§ STATED EXERCISE
Output a single figure: the number of lines in which the word "React" appears.

§ EXERCISE INPUTS
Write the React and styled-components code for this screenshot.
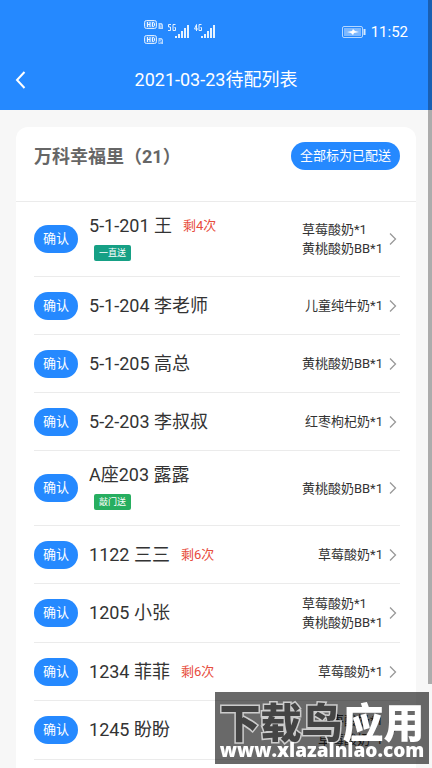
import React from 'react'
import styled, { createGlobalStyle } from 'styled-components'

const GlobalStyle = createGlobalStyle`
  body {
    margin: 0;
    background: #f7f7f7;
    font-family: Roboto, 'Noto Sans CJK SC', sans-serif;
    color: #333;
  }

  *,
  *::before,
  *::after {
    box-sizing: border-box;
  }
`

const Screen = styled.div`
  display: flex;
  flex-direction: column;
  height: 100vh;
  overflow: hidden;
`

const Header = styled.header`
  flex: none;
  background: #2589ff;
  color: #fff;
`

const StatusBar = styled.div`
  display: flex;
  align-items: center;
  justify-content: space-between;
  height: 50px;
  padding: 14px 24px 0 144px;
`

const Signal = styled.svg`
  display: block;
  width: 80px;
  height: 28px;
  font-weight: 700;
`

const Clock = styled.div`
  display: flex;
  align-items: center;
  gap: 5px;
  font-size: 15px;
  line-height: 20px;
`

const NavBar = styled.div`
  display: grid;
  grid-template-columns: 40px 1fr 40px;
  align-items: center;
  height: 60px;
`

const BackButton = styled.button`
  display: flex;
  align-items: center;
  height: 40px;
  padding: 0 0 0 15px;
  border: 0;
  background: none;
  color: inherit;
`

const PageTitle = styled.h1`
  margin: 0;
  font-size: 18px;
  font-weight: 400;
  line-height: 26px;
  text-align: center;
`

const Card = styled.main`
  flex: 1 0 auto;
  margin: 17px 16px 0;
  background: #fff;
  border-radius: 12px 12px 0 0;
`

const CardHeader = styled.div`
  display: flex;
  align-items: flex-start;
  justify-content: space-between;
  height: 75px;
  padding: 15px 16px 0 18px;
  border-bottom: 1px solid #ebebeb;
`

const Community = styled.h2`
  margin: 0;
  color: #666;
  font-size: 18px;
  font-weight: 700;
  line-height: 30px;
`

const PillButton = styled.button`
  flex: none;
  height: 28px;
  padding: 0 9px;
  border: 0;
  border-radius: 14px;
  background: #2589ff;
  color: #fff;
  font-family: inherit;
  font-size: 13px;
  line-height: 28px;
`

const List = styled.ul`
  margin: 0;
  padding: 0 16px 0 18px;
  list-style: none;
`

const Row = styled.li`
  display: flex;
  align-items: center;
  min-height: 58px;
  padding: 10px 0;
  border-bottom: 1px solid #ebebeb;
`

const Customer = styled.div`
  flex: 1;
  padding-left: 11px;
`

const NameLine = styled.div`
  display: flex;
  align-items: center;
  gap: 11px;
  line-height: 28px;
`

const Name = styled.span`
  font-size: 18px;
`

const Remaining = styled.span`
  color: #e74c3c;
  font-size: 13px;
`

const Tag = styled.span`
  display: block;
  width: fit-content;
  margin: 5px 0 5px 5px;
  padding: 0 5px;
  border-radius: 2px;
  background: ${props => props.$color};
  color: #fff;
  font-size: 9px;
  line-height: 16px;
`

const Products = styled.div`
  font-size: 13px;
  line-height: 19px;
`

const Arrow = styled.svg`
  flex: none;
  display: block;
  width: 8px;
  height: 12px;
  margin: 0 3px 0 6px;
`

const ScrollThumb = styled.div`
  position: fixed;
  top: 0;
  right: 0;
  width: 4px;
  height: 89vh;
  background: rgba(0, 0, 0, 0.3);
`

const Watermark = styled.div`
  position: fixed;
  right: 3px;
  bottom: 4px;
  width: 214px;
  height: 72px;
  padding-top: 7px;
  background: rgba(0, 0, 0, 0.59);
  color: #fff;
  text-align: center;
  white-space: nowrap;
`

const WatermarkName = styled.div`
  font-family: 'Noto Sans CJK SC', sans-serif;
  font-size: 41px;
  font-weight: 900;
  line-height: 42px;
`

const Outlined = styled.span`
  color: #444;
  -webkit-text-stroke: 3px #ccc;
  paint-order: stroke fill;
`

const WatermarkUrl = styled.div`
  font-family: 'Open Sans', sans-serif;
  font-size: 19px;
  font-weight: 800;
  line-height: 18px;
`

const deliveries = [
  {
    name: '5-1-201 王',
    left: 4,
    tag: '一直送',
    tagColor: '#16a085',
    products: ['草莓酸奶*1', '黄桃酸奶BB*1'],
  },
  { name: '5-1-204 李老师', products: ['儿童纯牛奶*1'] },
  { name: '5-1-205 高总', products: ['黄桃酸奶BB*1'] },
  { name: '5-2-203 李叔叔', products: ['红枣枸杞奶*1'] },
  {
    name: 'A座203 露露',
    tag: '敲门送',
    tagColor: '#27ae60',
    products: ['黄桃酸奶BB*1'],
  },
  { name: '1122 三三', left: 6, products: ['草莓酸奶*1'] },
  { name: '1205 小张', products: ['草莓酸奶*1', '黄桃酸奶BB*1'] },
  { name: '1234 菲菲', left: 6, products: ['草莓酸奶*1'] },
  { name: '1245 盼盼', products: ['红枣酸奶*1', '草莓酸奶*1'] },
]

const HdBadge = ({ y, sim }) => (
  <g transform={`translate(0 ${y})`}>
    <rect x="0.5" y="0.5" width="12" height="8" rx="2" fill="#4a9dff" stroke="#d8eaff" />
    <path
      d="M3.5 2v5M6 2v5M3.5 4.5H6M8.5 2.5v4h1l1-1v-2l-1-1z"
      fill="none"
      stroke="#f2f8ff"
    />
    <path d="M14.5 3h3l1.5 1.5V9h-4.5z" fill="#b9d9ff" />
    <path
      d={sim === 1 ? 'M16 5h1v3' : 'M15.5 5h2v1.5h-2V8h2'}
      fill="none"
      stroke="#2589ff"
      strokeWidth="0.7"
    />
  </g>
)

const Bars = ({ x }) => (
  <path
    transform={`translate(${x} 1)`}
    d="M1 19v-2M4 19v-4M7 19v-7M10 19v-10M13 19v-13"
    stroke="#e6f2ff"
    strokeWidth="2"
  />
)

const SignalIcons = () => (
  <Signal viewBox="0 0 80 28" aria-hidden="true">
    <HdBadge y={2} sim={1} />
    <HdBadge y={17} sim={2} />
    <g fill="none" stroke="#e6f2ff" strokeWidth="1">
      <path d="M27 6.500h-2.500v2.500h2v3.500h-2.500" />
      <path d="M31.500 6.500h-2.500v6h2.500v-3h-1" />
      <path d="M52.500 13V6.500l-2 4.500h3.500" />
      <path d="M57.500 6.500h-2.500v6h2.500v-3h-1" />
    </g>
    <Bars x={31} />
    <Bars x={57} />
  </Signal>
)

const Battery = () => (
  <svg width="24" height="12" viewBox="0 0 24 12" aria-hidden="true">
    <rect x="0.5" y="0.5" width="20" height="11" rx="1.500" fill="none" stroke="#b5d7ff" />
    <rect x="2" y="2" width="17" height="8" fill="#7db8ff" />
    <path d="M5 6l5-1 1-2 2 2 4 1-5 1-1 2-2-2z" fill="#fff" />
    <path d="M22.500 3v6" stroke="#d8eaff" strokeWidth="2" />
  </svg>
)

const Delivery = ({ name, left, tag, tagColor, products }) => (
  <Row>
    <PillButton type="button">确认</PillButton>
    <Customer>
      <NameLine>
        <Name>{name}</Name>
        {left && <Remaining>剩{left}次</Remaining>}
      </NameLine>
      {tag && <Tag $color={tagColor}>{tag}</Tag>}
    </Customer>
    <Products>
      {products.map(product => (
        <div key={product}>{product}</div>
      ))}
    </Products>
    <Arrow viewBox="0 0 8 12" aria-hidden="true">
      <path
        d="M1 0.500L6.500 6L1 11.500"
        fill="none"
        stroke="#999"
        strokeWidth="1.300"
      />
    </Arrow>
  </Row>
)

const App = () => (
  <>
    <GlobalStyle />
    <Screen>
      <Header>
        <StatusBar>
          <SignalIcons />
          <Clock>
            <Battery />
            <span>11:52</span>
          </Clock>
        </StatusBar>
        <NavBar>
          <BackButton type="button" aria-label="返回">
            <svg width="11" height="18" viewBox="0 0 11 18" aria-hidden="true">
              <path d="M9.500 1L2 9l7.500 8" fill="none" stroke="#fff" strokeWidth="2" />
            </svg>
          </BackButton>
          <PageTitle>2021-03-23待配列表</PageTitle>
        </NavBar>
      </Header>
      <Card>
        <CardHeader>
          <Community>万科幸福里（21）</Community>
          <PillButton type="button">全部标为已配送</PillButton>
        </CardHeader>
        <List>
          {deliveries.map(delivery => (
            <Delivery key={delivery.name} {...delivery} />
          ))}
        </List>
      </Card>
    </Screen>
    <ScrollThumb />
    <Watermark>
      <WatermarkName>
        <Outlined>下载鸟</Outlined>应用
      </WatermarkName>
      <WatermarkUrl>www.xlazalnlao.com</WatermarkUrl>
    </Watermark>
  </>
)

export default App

* * *

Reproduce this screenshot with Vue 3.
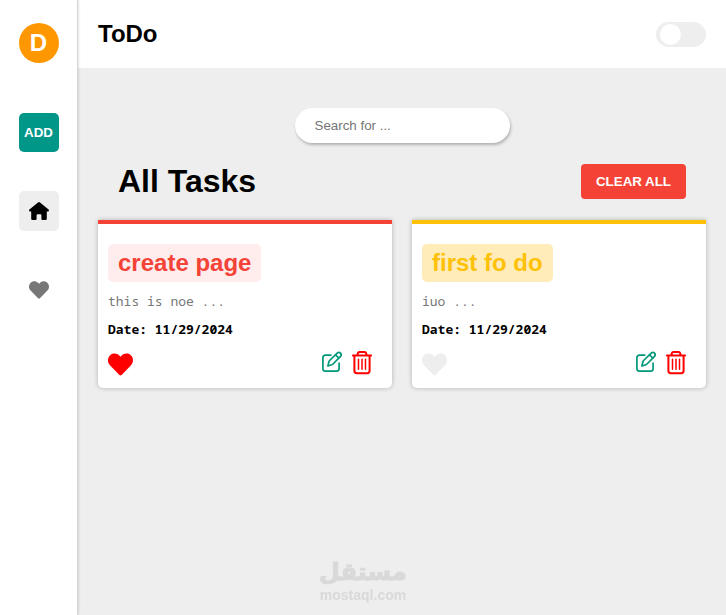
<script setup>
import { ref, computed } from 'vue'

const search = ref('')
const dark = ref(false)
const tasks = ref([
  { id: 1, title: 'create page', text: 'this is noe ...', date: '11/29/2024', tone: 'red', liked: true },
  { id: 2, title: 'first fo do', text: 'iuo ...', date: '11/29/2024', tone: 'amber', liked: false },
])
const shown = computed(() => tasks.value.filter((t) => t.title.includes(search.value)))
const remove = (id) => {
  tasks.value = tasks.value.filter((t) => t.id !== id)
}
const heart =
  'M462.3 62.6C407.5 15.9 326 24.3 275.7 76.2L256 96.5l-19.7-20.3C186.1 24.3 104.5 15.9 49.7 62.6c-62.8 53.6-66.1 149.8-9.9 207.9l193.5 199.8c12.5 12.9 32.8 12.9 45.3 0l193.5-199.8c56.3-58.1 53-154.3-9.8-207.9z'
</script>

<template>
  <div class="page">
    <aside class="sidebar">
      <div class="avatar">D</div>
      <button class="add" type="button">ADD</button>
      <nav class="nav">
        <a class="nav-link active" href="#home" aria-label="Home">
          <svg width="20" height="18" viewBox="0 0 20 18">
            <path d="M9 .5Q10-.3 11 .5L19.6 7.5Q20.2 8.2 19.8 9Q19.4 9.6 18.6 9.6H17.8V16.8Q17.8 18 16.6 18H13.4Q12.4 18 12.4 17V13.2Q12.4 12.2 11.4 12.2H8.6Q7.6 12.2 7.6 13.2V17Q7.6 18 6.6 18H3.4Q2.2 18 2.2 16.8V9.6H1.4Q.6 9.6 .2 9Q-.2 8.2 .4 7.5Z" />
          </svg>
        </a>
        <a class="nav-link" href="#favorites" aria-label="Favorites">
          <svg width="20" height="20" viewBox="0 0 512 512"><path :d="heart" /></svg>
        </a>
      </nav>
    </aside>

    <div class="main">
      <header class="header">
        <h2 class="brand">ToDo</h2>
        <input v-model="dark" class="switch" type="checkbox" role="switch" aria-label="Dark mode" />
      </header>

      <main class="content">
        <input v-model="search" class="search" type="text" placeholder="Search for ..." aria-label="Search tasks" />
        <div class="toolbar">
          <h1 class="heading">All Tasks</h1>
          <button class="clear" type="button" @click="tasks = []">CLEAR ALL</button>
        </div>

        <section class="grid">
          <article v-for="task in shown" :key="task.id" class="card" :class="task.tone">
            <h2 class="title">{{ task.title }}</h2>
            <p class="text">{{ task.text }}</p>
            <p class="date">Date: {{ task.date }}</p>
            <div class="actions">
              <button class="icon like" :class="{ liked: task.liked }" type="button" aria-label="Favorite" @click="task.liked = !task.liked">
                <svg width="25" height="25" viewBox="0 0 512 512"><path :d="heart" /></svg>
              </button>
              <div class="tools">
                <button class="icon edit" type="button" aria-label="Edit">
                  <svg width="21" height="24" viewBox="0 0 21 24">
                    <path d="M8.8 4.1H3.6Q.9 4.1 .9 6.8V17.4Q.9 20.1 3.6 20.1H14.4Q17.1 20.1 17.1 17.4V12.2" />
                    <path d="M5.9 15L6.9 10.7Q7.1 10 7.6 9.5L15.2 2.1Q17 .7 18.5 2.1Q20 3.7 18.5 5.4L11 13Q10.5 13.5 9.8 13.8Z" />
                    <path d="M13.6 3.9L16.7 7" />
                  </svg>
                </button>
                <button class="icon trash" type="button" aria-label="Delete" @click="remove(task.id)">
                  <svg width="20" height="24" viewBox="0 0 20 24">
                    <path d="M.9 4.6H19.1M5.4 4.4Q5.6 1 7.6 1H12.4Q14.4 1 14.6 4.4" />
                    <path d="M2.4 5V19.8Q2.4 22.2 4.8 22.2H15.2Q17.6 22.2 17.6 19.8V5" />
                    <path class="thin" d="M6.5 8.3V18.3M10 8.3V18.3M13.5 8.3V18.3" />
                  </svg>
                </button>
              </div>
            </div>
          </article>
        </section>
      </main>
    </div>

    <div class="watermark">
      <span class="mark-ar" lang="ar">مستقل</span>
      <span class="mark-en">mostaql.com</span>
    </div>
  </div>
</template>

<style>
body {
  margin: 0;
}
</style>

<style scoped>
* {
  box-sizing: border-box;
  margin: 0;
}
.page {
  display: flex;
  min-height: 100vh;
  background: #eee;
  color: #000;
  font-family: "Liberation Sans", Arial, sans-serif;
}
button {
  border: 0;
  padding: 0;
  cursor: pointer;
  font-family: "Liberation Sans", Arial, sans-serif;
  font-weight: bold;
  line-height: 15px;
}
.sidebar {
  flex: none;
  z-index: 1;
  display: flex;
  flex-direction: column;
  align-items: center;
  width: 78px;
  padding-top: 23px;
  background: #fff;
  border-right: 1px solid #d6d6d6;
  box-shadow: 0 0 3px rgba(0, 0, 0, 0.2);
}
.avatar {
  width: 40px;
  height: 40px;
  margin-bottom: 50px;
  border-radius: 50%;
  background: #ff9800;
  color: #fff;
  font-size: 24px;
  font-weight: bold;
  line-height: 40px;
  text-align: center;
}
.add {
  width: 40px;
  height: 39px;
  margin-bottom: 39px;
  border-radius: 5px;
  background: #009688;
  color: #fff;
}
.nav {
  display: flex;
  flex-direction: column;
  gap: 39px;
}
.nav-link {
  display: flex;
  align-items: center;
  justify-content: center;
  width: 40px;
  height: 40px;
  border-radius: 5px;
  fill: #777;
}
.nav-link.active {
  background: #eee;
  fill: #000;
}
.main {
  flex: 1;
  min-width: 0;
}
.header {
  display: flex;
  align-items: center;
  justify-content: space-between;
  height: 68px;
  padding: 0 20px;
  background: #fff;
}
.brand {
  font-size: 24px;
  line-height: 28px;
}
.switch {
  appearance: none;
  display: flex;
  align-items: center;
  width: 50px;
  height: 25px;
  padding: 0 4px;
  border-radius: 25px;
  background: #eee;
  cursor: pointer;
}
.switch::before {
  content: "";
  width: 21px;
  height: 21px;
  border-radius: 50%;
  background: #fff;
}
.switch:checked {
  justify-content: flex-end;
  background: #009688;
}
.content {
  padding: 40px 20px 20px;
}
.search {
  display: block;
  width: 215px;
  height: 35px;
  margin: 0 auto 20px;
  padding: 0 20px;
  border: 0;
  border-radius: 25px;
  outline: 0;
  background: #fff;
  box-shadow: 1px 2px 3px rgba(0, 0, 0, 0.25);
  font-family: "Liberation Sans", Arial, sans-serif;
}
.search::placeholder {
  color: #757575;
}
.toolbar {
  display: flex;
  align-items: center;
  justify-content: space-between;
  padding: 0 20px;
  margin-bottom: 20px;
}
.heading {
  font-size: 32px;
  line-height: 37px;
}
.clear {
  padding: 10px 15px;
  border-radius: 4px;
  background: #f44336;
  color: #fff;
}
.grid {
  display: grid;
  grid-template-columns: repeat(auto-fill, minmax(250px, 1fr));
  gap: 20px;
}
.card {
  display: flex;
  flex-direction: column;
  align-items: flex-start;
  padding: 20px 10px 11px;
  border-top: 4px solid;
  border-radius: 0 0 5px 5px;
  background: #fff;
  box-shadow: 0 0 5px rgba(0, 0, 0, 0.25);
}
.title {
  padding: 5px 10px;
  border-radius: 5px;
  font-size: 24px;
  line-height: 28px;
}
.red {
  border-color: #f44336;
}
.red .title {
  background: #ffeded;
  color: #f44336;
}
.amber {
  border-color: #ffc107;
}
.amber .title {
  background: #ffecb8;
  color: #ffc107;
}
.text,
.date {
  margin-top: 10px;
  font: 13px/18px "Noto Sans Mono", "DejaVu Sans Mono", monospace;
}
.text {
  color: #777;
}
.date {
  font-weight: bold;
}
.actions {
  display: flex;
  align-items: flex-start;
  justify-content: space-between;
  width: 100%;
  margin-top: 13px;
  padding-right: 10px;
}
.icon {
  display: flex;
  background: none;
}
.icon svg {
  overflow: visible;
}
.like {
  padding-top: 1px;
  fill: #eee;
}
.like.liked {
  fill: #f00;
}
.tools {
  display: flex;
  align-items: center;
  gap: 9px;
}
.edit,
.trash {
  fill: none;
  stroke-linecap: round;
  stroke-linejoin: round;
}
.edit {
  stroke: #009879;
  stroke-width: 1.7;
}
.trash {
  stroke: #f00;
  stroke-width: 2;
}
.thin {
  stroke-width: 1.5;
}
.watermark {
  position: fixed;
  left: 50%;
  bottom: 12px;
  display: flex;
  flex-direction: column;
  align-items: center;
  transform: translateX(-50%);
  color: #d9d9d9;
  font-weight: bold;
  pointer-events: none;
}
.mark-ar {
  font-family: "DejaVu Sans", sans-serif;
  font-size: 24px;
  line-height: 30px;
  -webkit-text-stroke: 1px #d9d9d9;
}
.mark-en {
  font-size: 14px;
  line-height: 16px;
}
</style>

§ PROBLEM SOLUTION
2